Beschikking van 27 januari 2021
Bij de beschikking van 27 januari 2021 is een aanvulling tot € 30.000, te weten € 8.190 aan belanghebbende toegekend. Gemachtigde stelt dat sprake is van nadere besluitvorming (6:19 Awb), althans deze beschikking praktisch gezien samenhangt met de primaire beschikking van 26 maart 2020. Er is sprake van een gewijzigd besluit hangende de bezwaarprocedure, dat niet geheel aan de bezwaren tegemoet komt. De bezwaren tegen de primaire beschikking dienen daarom mede gericht te worden geacht tegen de beschikking van 27 januari 2021. Indien de dienst in zijn beslissing op bezwaar evenwel een hoger compensatiebedrag dan € 30.000 toekent, dan komt de beschikking van 27 januari 2021 te vervallen. Het gewijzigde besluit levert daarnaast een grondslag op voor kostenvergoeding (artikel 7:15 Awb). Los van zijn juridisch standpunt pleit gemachtigde voor een gevoegde behandeling.
Catshuisregeling
Gemachtigde stelt dat de Catshuisregeling niet voldoet aan de exceptieve toetsing wegens strijdigheid met het evenredigheids- en het gelijkheidsbeginsel. Het bedrag van € 30.000 betreft een (aanvullend) forfaitair bedrag, maar staat los van de hoogte van het teruggevorderde bedrag, de duur van alle procedures of de daadwerkelijke grondslag van de geleden schade (CAF, OGS (opzet/grove schuld) of een andere grondslag). Hierdoor ontvangen belanghebbenden die meer schade hebben geleden relatief minder dan wel geen compensatie op grond van deze regeling dan anderen. Gemachtigde pleit ervoor om uit te gaan van het (hoogste) bedrag aan zuivere schade binnen het forfait van € 30.000 en dat bedrag als zuivere schade aan elke ouder uit te keren.
Motivering en dossier
Het primaire besluit voldoet niet aan de eisen van de artikelen 3:2 (zorgvuldige voorbereiding) en 3:46 (motivering van het besluit) van de Algemene Wet Bestuursrecht (hierna: Awb). De reden hiervoor is het ontbreken van het (bezwaar)dossier en de wijze waarop de nadere stukken van de gemachtigde, in reactie op de vooraankondiging van 17 december 2019, al of niet zijn meegewogen door de dienst.
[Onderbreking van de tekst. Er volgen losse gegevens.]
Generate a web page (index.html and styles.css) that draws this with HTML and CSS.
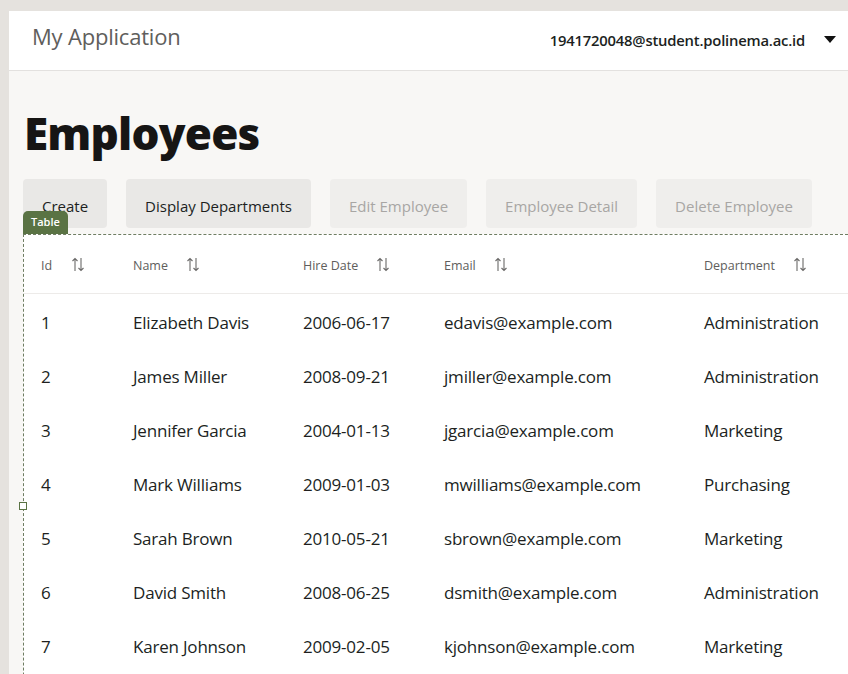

Daarnaast is (de berekening van) het compensatiebedrag niet deugdelijk gemotiveerd, meer in het bijzonder wat betreft een aantal onderdelen in de berekeningstabel bij de bestreden beschikking.
Berekening compensatie
De berekening van het compensatiebedrag (a) betreft de jaren 2012-2014, maar de schade als gevolg van CAF 11 of qua vooringenomenheid daarmee vergelijkbaar onderzoek loopt volgens gemachtigde (vermoedelijk) vanaf 2010 tot en met 2015. Hij verwijst hiervoor naar de ingebrachte bewijsstukken in verband met toekenning, terugvordering en verrekeningen/betalingen door belanghebbende. In de periode 2010-2011 was belanghebbende volgens gemachtigde aangesloten bij [gastouderbureau] en van 2012 tot en met 2015 bij [gastouderbureau]. In het kader van de opvraag van het dossier is deze informatie ook eerder gecommuniceerd met de persoonlijk zaakbehandelaar van de Uitvoeringsorganisatie Herstel Toeslagen (hierna: UHT), die aan belanghebbende is toegewezen. Gemachtigde stelt dat de jaren 2010, 2011 en 2015 ook in deze bezwaarprocedure beoordeeld dienen te worden (art. 7:11 Awb). Volgens gemachtigde valt de (her)berekening van deze jaren binnen de reikwijdte van het primaire besluit, omdat de aanmelding voor (her)berekening c.q. het verzoek om compensatie zich niet beperkt tot specifieke jaren en als uitgangspunt genomen moet worden voor de beoordeling/berekening van compensatie op grond van de Compensatieregeling.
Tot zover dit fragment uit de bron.